Paul Martineau Double Dipping in Manchester


When Paul Martineau first ran for Welfare Commissioner at the urging of his political crony, Paul Porter, Martineau promised to give up his full-time job if elected and criticized his Republican opponent, Carlos Gonzalez, who said at the time, he will keep his part time position as State Representative if elected Welfare Commissioner.

The October 16, 2001 article of the Manchester, New Hampshire Union Leader on page B2, by Mark Hayward of the Union Leader staff shows Martineau, a Democrat, questioning whether Gonzalez can do both jobs, Is he going to be a full-time commissioner? He's a Representative, said Martineau.

Now that Martineau luxuriates in his $78,843 dollar-a-year salaried position, he sings a different tune. He admitted on a Community TV program interview, people have been asking me, are you going to leave the Welfare job? Martineau replies, No, I'm not.The Welfare job is an elected position. Councilor is also an elected position. I'm technically a city employee per se, but I'm elected, and I'm not bound to that. He goes on to tell the people of Manchester, I'm not gonna double dip if I'm not at the City on Wednesdays, or whenever the Council meets, I'm not gonna get paid for that.I'm not gonna double dip. Paul Martineau did not keep this promise. He claims on Community TV that he has been campaigning for the Executive Council since the first of the year.  And recent checks show that he has not had $1 subtracted from his whopping $78,843 dollar full-time salary.

This is the same Paul Martineau who criticized Gonzalez in the 2001 campaign saying that, he was not going to be a full-time Commissioner because he's a State Legislator as well.
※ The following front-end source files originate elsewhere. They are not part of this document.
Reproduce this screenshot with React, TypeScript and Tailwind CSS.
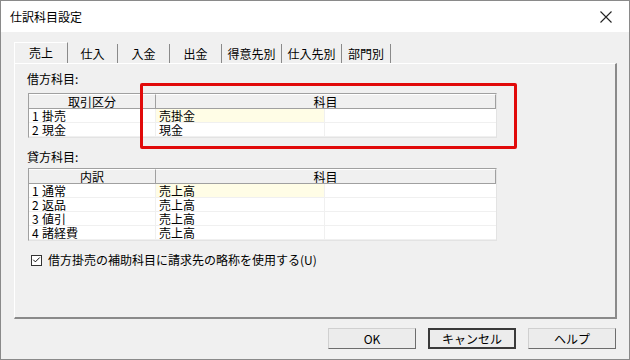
import { Check } from "lucide-react";

const font = { fontFamily: '"Noto Sans CJK JP", "Noto Sans", sans-serif' };

const tabs = [
  { label: "売上", w: "w-[54px]" },
  { label: "仕入", w: "w-[50px]" },
  { label: "入金", w: "w-[52px]" },
  { label: "出金", w: "w-[52px]" },
  { label: "得意先別", w: "w-[60px]" },
  { label: "仕入先別", w: "w-[60px]" },
  { label: "部門別", w: "w-[49px]" },
];

interface Row {
  no: string;
  name: string;
  account: string;
}

const debitRows: Row[] = [
  { no: "1", name: "掛売", account: "売掛金" },
  { no: "2", name: "現金", account: "現金" },
];

const creditRows: Row[] = [
  { no: "1", name: "通常", account: "売上高" },
  { no: "2", name: "返品", account: "売上高" },
  { no: "3", name: "値引", account: "売上高" },
  { no: "4", name: "諸経費", account: "売上高" },
];

function Grid({ head, rows }: { head: string; rows: Row[] }) {
  return (
    <div className="w-[469px] border-t border-l border-[#a0a0a0] border-r border-b border-r-[#e3e3e3] border-b-[#e3e3e3] bg-white">
      <div className="flex h-[15px] bg-[#f0f0f0] text-[12px] leading-[13px]">
        <div className="w-[127px] border-r border-b border-[#a0a0a0] border-t border-t-white text-center">{head}</div>
        <div className="flex-1 border-r border-b border-[#a0a0a0] border-t border-t-white text-center">科目</div>
      </div>
      {rows.map((r, i) => (
        <div key={r.no} className="flex h-[14px] text-[12px] leading-[13px] border-b border-[#f0f0f0]">
          <div className="w-[127px] flex pl-[3px] border-r border-[#f0f0f0]">
            <span className="w-[10px]">{r.no}</span>
            <span>{r.name}</span>
          </div>
          <div className={`w-[169px] pl-[3px] border-r border-[#f0f0f0] ${i === 0 ? "bg-[#fffde6]" : ""}`}>{r.account}</div>
          <div className="flex-1" />
        </div>
      ))}
    </div>
  );
}

export default function App() {
  return (
    <div className="relative w-[630px] h-[360px] flex flex-col bg-[#f0f0f0] border border-[#8a8a8a] text-black" style={font}>
      {/* Title bar */}
      <div className="h-[31px] bg-white flex items-center justify-between pl-[9px] pr-[17px]">
        <span className="text-[12px]">仕訳科目設定</span>
        <svg width="12" height="12" viewBox="0 0 12 12" className="text-[#222]">
          <path d="M0.5 0.5 L11.5 11.5 M11.5 0.5 L0.5 11.5" stroke="currentColor" strokeWidth="1.1" />
        </svg>
      </div>

      <div className="flex-1 flex flex-col pt-[10px] pl-[13px]">
        {/* Tabs */}
        <div className="flex items-end h-[21px]">
          {tabs.map((t, i) => (
            <div
              key={t.label}
              className={`${t.w} flex items-center justify-center text-[12px] ${
                i === 0
                  ? "h-[21px] border-l border-t border-white border-r border-r-[#8a8a8a]"
                  : "h-[19px] border-r border-[#8a8a8a]"
              }`}
            >
              {t.label}
            </div>
          ))}
        </div>

        {/* Panel */}
        <div className="w-[603px] h-[256px] border-t border-l border-white border-r-2 border-b-2 border-r-[#8a8a8a] border-b-[#8a8a8a] flex flex-col pl-[12px]">
          <div className="mt-[8px] text-[12px] leading-[14px]">借方科目:</div>
          <div className="mt-[7px] ml-[1px]">
            <Grid head="取引区分" rows={debitRows} />
          </div>
          <div className="mt-[12px] text-[12px] leading-[14px]">貸方科目:</div>
          <div className="mt-[4px] ml-[1px]">
            <Grid head="内訳" rows={creditRows} />
          </div>
          <div className="mt-[12px] ml-[4px] flex items-center gap-[6px] text-[12px] leading-[14px]">
            <div className="w-[11px] h-[11px] border border-[#333] bg-white flex items-center justify-center">
              <Check size={10} strokeWidth={2.5} />
            </div>
            <span>借方掛売の補助科目に請求先の略称を使用する(U)</span>
          </div>
        </div>

        {/* Buttons */}
        <div className="mt-[9px] flex justify-end gap-[12px] pr-[13px]">
          <button className="w-[88px] h-[21px] bg-[#ececec] border border-[#d0d0d0] border-r-[#6d6d6d] border-b-[#6d6d6d] text-[12px] leading-none">OK</button>
          <button className="w-[88px] h-[21px] bg-[#ececec] border-2 border-[#3a3a3a] text-[12px] leading-none">キャンセル</button>
          <button className="w-[88px] h-[21px] bg-[#ececec] border border-[#d0d0d0] border-r-[#6d6d6d] border-b-[#6d6d6d] text-[12px] leading-none">ヘルプ</button>
        </div>
      </div>

      {/* Red annotation box */}
      <div className="absolute left-[139px] top-[82px] w-[377px] h-[66px] border-[3px] border-[#e10a0a] rounded-[2px]" />
    </div>
  );
}
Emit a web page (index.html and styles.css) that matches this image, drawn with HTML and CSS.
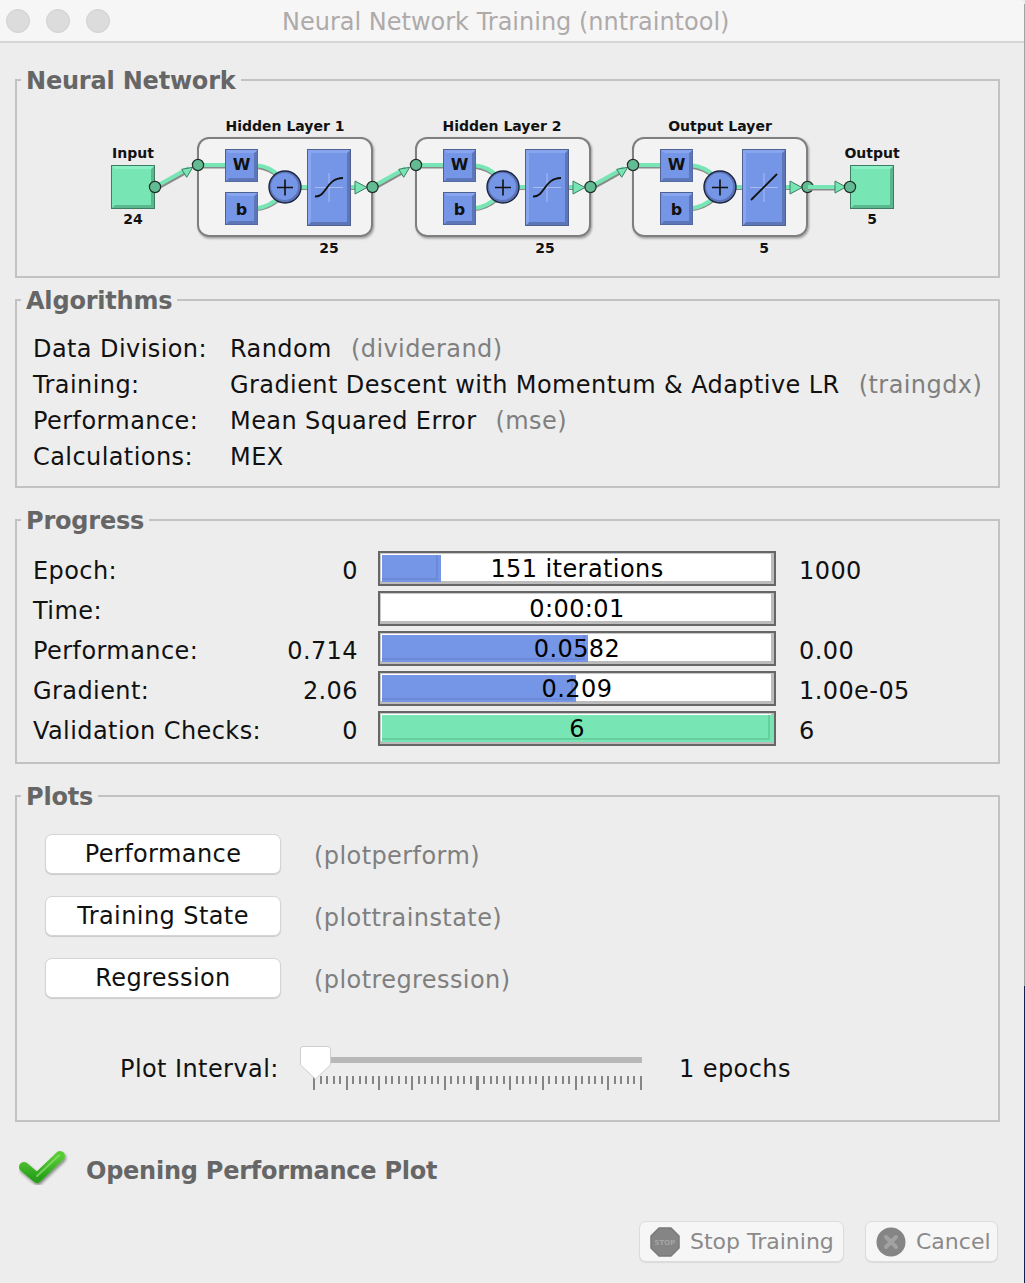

Martineau did admit that he is already a double dipper because he would continue to receive a City pension of $13,500 per year (2001 figure) in addition to his $78,843 dollar Welfare salary. Now he wants to be paid as an Executive Councilor as well. He has never maintained, for any length of time, a real job in the private sector not paid for by the taxpayers, according to Wieczorek spokesman Marshall Cobleigh.

Ironically, Martineau also said in the 2001 campaign he will enforce a law that requires family members to support their relatives rather than City Welfare Departments.

His lifetime of feeding at the public trough must mean that he considers the taxpayers of New Hampshire as his family support system, according to Cobleigh.